--- START ---

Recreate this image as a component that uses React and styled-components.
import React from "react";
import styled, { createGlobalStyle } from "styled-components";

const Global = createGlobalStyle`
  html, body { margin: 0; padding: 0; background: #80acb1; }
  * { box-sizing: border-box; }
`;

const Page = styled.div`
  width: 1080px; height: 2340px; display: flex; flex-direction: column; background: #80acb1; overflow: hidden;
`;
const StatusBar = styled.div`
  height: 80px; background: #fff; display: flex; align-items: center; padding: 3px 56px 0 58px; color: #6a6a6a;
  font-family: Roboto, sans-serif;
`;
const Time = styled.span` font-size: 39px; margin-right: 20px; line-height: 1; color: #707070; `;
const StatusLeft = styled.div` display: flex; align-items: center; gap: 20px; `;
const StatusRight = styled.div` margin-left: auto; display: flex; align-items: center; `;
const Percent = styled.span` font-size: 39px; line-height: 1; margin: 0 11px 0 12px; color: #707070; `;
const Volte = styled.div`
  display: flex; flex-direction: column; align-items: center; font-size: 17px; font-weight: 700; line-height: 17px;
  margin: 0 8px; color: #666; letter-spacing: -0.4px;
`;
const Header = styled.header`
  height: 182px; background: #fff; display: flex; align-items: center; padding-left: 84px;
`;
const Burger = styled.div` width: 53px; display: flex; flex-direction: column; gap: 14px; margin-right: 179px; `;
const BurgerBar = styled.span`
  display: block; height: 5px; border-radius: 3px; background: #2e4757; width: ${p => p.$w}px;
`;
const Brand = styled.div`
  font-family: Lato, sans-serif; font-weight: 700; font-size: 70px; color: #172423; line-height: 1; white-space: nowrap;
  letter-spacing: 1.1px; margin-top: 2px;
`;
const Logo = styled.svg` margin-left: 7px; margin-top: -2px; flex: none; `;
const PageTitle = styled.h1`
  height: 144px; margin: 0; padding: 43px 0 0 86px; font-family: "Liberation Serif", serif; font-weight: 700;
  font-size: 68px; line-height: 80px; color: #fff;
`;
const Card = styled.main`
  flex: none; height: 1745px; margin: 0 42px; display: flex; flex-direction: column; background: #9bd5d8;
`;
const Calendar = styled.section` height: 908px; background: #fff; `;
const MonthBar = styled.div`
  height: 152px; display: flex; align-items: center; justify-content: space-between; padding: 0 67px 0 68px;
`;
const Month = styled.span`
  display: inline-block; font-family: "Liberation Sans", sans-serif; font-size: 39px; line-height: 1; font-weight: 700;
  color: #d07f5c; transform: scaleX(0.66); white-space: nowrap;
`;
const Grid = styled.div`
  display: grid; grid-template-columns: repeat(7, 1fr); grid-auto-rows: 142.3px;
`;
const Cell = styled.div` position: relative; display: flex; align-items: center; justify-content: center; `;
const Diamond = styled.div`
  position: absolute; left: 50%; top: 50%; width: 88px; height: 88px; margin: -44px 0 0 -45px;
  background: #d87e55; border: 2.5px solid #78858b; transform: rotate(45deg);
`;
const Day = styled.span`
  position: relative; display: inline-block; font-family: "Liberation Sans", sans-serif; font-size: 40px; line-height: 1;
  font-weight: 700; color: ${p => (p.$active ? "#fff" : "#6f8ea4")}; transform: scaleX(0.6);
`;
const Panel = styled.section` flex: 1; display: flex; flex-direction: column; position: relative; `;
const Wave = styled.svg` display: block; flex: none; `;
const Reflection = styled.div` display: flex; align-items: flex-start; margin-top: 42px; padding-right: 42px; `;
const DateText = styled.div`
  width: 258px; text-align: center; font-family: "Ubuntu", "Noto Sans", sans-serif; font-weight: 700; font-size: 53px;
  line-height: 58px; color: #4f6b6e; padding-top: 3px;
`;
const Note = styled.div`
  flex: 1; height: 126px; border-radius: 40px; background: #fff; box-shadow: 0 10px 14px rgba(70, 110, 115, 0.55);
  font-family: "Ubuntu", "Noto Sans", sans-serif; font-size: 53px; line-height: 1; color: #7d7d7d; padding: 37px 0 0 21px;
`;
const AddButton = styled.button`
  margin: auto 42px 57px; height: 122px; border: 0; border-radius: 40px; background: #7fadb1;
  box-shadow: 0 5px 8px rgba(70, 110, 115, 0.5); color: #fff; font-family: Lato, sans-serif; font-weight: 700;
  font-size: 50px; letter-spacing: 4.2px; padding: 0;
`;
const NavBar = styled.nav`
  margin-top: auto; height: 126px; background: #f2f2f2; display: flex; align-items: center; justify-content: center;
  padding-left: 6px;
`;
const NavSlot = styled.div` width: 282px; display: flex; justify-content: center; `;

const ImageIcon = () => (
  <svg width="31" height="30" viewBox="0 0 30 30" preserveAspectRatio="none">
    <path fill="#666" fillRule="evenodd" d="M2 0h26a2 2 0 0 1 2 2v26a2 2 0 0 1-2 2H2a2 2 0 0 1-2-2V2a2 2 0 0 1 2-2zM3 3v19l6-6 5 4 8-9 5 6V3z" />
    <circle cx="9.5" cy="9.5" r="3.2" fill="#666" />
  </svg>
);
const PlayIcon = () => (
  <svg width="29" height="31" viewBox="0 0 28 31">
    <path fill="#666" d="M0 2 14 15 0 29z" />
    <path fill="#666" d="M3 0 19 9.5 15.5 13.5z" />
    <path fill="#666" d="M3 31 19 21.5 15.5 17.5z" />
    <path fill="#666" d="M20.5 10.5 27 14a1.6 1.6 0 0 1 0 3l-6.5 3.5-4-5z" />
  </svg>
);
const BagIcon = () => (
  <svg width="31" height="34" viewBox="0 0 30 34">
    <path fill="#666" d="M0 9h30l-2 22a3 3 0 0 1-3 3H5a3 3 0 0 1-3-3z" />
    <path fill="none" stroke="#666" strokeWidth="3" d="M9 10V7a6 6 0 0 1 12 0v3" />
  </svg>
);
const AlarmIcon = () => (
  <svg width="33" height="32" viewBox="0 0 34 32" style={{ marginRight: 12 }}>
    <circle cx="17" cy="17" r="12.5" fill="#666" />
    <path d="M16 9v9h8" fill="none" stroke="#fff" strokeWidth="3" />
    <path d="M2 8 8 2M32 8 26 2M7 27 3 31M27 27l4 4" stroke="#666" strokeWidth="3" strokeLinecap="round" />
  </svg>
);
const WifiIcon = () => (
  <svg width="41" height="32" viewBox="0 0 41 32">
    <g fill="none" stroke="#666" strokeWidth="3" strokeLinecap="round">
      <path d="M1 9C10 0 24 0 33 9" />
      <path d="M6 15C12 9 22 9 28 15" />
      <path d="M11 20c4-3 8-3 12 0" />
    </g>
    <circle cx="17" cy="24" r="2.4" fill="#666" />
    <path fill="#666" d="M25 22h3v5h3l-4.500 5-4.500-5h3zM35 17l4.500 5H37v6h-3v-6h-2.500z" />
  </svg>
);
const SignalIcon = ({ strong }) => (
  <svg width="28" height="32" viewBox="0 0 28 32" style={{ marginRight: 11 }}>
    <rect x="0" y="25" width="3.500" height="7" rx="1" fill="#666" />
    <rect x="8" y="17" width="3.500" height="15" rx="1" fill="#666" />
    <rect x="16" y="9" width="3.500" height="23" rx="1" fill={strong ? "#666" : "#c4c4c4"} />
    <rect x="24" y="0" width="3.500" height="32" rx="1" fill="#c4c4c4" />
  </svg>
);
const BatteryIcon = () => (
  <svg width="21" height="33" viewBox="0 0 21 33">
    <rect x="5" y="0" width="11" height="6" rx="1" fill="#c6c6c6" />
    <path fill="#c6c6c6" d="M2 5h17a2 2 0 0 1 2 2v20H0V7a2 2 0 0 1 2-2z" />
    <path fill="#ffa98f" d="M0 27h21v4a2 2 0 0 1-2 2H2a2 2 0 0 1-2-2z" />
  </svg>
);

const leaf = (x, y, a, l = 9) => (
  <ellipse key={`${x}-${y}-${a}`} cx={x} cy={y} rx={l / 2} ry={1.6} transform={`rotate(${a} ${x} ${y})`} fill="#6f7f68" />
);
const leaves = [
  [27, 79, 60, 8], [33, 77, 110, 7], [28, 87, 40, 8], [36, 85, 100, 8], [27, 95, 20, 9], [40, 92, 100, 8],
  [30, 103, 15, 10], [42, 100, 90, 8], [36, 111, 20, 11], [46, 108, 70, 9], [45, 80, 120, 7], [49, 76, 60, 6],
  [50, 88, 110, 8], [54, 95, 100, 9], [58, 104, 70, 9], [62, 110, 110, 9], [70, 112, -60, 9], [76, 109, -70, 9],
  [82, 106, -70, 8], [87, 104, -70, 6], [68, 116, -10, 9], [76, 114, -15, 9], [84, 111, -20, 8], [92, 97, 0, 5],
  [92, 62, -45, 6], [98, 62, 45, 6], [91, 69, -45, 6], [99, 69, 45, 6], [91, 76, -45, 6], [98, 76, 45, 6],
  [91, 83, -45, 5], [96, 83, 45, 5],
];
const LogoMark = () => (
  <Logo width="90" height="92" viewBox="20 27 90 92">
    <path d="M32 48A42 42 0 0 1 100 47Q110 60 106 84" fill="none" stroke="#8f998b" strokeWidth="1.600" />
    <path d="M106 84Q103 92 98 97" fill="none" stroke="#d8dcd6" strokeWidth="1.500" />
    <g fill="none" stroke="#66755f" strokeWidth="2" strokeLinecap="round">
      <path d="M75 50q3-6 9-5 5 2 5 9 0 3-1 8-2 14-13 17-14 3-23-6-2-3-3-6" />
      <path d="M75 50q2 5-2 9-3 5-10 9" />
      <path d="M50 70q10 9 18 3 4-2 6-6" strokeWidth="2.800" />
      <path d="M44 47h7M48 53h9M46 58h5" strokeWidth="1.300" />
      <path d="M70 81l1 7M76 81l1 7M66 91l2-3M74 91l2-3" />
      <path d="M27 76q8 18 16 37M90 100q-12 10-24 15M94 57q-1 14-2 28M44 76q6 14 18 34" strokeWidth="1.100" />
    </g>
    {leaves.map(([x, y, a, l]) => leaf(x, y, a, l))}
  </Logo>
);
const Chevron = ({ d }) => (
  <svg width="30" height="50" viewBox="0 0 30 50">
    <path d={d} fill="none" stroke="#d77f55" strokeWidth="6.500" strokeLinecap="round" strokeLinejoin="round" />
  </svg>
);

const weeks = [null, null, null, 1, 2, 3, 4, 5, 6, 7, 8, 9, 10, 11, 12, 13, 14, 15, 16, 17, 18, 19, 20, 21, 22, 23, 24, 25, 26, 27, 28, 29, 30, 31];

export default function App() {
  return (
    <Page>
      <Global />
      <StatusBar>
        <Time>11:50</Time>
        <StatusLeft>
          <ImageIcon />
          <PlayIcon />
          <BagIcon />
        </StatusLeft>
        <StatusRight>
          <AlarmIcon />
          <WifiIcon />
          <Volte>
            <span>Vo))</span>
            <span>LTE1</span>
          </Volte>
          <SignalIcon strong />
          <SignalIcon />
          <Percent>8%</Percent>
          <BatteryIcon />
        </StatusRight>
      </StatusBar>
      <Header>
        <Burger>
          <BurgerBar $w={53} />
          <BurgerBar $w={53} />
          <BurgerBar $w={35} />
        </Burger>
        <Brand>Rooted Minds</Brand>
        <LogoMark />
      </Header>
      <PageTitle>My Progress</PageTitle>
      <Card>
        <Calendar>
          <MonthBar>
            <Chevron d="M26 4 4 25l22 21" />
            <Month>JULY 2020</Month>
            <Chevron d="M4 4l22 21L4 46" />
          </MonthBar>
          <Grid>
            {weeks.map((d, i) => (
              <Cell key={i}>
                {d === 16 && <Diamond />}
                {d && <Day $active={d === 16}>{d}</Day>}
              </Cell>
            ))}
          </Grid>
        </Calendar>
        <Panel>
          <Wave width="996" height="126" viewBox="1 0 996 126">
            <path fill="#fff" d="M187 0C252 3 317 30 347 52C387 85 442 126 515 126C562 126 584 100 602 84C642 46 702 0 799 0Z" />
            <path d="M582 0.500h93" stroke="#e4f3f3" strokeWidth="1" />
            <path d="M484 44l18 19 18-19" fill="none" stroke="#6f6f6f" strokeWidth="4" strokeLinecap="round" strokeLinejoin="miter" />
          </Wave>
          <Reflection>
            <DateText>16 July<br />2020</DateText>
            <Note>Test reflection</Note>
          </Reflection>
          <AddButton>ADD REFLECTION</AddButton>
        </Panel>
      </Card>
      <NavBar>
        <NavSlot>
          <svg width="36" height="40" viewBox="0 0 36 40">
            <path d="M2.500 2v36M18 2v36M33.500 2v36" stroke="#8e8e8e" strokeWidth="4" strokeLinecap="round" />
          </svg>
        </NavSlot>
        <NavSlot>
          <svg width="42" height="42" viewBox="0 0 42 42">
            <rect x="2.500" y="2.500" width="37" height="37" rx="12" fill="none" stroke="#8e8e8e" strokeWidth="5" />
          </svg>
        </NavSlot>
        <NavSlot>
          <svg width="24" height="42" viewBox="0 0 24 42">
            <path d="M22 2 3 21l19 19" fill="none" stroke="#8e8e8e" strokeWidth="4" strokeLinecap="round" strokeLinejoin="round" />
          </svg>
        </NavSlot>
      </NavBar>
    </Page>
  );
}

--- END ---

Problem to work on ▸ Collect each line holding the string "components".

Written solution ▸
Recreate this image as a component that uses React and styled-components.
import styled, { createGlobalStyle } from "styled-components";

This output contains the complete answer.